WRITTEN EXERCISE – Print them exactly: the lines from the beginning of the entries below through the line that contains "5.5h5.4M3.2 8h6.4M3.2 10.3h4.4M3.2", and only those, with the pictures left out.

(Front-end source files)
========================================

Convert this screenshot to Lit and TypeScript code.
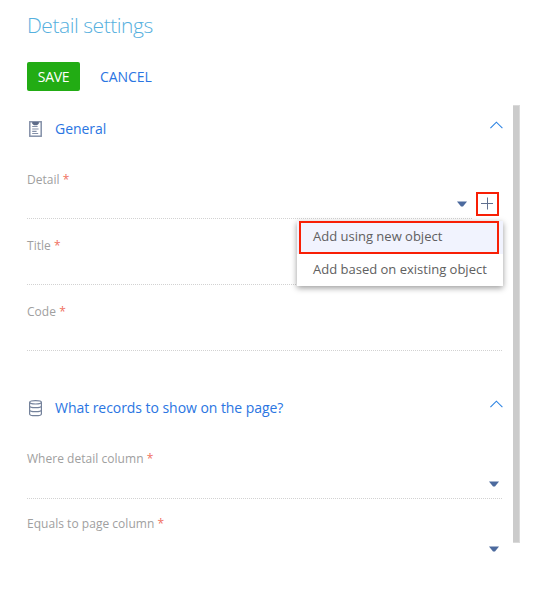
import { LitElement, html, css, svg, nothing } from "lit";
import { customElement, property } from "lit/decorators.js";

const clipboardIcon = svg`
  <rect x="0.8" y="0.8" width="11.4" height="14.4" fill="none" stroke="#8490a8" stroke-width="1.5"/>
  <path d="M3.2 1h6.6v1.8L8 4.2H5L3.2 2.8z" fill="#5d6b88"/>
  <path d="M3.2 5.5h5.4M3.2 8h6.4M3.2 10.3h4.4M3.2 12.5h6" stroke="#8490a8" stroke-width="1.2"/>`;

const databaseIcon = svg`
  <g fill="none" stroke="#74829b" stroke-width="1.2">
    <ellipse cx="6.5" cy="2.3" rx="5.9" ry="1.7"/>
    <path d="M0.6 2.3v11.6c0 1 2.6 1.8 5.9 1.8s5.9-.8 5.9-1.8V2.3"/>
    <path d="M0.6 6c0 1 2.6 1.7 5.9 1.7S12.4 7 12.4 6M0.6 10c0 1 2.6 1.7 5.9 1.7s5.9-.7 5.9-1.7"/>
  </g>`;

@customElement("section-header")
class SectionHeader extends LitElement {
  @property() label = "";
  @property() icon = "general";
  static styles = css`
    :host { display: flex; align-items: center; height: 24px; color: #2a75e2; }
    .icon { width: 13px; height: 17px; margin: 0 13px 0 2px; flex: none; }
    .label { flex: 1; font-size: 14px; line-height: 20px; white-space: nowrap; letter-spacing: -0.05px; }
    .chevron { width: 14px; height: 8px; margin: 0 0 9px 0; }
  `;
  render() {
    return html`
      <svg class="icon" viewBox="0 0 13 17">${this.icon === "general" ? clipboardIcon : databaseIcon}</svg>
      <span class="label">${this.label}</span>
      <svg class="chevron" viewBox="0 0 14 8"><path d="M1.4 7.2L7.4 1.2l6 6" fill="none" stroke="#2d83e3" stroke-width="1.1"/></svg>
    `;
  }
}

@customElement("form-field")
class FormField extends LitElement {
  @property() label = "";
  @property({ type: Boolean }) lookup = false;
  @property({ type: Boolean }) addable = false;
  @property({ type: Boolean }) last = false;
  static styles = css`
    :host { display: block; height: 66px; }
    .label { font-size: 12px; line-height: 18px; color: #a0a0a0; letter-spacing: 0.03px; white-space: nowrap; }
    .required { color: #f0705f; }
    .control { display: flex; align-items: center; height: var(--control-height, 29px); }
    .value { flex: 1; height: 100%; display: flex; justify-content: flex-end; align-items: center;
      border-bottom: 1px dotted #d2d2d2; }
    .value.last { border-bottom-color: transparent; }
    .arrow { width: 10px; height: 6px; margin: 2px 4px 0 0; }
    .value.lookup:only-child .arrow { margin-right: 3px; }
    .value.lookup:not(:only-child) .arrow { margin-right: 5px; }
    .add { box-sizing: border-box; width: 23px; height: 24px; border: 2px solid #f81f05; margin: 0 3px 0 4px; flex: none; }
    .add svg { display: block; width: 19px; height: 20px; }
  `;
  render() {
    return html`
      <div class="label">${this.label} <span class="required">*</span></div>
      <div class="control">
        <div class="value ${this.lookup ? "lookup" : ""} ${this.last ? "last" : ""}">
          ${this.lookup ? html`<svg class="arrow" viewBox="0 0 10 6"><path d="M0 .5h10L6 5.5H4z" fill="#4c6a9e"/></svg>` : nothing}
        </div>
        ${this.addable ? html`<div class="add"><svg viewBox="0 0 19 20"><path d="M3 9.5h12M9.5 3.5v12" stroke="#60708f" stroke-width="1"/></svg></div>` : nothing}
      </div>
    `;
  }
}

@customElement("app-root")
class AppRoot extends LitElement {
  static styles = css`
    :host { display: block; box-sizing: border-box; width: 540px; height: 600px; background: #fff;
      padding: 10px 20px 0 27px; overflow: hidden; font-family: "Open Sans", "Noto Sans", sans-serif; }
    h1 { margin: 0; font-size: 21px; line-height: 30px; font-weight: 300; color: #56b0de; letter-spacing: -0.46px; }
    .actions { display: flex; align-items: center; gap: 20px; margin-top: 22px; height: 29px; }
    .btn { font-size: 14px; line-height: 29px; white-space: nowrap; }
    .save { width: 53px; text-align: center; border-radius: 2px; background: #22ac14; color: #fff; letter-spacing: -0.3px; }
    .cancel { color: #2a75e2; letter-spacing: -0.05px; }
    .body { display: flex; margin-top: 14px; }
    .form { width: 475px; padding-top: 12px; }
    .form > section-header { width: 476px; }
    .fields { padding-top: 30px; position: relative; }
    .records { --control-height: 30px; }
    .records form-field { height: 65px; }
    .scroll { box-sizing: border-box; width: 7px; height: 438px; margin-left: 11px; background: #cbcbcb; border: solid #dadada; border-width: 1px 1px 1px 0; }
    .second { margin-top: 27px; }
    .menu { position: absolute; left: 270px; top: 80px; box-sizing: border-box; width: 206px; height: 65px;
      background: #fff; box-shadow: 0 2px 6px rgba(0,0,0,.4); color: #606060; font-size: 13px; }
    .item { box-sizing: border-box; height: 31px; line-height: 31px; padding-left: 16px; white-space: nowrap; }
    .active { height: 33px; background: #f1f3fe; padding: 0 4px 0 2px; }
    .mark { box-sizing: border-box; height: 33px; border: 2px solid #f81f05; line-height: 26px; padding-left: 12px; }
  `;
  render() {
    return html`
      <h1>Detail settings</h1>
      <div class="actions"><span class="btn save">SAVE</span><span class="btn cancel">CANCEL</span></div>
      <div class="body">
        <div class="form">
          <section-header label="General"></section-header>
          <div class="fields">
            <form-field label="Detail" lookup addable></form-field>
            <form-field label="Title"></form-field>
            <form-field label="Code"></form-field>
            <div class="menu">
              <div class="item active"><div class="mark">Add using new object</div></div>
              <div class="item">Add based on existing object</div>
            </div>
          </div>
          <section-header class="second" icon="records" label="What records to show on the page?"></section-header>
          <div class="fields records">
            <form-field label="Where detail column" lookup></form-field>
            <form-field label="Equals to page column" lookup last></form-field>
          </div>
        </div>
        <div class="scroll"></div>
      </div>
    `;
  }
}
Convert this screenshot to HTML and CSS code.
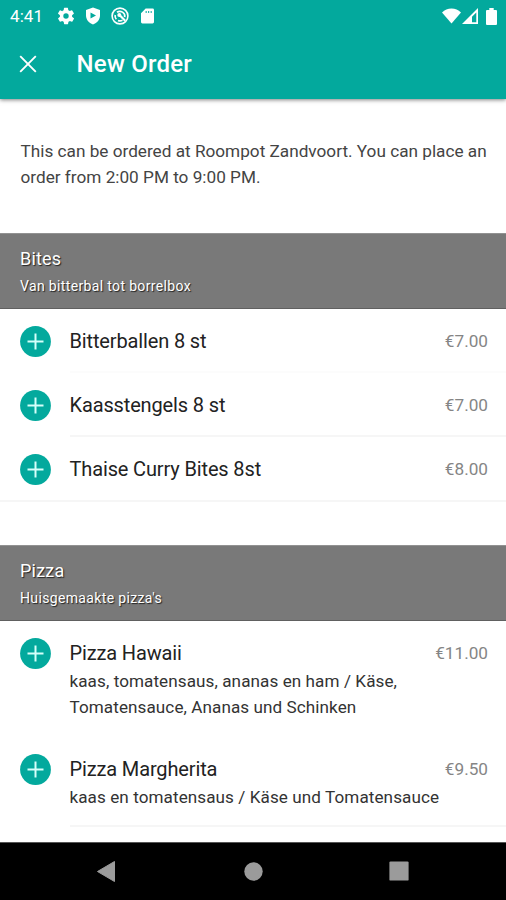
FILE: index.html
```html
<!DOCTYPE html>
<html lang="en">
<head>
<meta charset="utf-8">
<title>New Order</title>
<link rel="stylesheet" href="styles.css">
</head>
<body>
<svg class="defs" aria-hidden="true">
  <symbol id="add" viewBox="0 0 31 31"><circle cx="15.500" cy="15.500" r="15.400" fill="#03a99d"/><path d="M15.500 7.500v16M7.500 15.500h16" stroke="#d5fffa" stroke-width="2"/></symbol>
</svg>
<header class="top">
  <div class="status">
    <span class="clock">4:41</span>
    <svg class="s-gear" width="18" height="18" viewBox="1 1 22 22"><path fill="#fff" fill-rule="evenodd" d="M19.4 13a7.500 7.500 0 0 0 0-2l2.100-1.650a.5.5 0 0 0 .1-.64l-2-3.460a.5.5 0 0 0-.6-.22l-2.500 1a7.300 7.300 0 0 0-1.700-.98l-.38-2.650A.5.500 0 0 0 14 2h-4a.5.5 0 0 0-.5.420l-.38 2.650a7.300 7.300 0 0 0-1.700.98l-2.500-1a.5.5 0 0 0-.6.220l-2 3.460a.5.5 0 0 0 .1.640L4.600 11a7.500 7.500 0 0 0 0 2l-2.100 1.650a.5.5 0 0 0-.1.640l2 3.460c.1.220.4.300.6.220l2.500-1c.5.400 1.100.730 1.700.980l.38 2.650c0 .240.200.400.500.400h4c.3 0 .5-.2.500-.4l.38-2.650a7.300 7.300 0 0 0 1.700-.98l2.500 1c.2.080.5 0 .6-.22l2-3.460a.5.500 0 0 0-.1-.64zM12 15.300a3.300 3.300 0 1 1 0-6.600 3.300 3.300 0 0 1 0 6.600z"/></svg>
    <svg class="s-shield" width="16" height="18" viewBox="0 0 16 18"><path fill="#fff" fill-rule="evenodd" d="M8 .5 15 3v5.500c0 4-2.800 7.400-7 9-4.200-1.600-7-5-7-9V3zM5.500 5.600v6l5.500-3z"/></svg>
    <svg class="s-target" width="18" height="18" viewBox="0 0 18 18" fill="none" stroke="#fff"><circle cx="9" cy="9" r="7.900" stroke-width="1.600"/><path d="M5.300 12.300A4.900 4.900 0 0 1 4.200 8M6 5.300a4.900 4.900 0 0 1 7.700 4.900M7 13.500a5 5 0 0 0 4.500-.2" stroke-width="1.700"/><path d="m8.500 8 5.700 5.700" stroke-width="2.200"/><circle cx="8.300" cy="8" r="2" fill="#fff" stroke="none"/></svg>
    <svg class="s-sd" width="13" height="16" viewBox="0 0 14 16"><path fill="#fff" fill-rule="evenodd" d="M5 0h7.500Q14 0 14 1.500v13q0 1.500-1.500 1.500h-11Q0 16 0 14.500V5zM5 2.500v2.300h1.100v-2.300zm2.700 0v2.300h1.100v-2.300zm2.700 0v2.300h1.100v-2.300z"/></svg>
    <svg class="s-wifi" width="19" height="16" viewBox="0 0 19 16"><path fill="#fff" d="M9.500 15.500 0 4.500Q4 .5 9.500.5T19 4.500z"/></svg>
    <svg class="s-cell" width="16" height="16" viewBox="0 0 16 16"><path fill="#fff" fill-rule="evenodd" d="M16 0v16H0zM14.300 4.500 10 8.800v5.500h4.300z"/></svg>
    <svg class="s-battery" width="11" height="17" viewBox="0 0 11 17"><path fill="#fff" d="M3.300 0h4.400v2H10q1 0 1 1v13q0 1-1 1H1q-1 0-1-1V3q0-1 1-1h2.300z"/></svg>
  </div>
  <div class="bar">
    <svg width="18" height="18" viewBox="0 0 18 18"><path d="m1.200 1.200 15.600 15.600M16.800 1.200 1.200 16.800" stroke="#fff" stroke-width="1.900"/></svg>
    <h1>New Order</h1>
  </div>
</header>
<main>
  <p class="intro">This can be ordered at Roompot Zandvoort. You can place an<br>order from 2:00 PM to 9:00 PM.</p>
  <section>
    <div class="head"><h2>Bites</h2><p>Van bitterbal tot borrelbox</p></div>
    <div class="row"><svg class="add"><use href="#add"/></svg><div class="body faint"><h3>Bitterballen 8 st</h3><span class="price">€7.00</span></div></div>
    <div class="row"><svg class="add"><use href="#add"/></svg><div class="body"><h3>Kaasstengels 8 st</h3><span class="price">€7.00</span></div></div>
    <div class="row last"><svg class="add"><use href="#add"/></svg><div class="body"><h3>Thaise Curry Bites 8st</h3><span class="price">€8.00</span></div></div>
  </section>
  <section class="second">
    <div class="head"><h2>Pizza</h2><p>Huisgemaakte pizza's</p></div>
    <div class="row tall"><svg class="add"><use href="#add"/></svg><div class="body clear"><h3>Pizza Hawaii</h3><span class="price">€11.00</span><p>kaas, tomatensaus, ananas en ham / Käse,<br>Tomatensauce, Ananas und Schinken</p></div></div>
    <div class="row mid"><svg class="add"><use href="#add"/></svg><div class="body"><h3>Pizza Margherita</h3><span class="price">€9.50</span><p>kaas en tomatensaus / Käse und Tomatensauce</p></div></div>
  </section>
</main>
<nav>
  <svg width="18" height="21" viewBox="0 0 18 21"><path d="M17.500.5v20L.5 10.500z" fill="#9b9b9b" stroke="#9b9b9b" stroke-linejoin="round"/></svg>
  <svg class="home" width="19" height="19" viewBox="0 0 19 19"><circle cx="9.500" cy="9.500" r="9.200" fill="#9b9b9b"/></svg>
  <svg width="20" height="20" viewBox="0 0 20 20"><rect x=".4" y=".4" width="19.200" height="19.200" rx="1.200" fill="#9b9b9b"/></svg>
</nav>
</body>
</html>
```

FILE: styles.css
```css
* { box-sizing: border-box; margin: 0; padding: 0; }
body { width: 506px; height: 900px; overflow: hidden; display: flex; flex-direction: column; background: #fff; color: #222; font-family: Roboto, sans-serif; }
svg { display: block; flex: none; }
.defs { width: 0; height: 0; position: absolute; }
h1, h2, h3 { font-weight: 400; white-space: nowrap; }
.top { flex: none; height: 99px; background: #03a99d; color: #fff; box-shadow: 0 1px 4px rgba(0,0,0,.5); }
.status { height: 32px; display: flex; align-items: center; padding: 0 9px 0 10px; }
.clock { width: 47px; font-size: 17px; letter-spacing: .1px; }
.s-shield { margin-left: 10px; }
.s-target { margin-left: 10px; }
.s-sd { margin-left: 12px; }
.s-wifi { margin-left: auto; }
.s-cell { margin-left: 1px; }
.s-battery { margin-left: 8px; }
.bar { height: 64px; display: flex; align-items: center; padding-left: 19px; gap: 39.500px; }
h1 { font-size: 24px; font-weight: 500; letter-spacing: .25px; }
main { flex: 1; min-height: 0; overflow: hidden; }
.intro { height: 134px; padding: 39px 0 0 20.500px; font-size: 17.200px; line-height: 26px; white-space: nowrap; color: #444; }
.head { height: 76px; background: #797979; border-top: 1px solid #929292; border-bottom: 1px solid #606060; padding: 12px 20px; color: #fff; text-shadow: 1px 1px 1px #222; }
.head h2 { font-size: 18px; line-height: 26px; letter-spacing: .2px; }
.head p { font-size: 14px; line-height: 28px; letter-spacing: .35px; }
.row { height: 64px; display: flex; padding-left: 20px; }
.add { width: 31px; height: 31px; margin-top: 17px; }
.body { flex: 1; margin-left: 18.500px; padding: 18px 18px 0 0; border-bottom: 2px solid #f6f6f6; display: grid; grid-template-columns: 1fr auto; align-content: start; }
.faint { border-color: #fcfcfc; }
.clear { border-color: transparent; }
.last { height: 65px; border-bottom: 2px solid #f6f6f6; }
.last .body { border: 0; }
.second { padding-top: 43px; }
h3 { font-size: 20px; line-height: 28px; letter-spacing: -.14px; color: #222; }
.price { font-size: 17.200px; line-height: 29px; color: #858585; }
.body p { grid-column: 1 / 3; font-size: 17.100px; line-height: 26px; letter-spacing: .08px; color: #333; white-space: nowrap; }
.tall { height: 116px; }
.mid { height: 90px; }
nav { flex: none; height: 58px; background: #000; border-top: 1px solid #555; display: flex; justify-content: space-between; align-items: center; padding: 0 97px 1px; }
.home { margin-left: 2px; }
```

========================================

SOLUTION FOR THIS EXERCISE –
Convert this screenshot to Lit and TypeScript code.
import { LitElement, html, css, svg, nothing } from "lit";
import { customElement, property } from "lit/decorators.js";

const clipboardIcon = svg`
  <rect x="0.8" y="0.8" width="11.4" height="14.4" fill="none" stroke="#8490a8" stroke-width="1.5"/>
  <path d="M3.2 1h6.6v1.8L8 4.2H5L3.2 2.8z" fill="#5d6b88"/>
  <path d="M3.2 5.5h5.4M3.2 8h6.4M3.2 10.3h4.4M3.2 12.5h6" stroke="#8490a8" stroke-width="1.2"/>`;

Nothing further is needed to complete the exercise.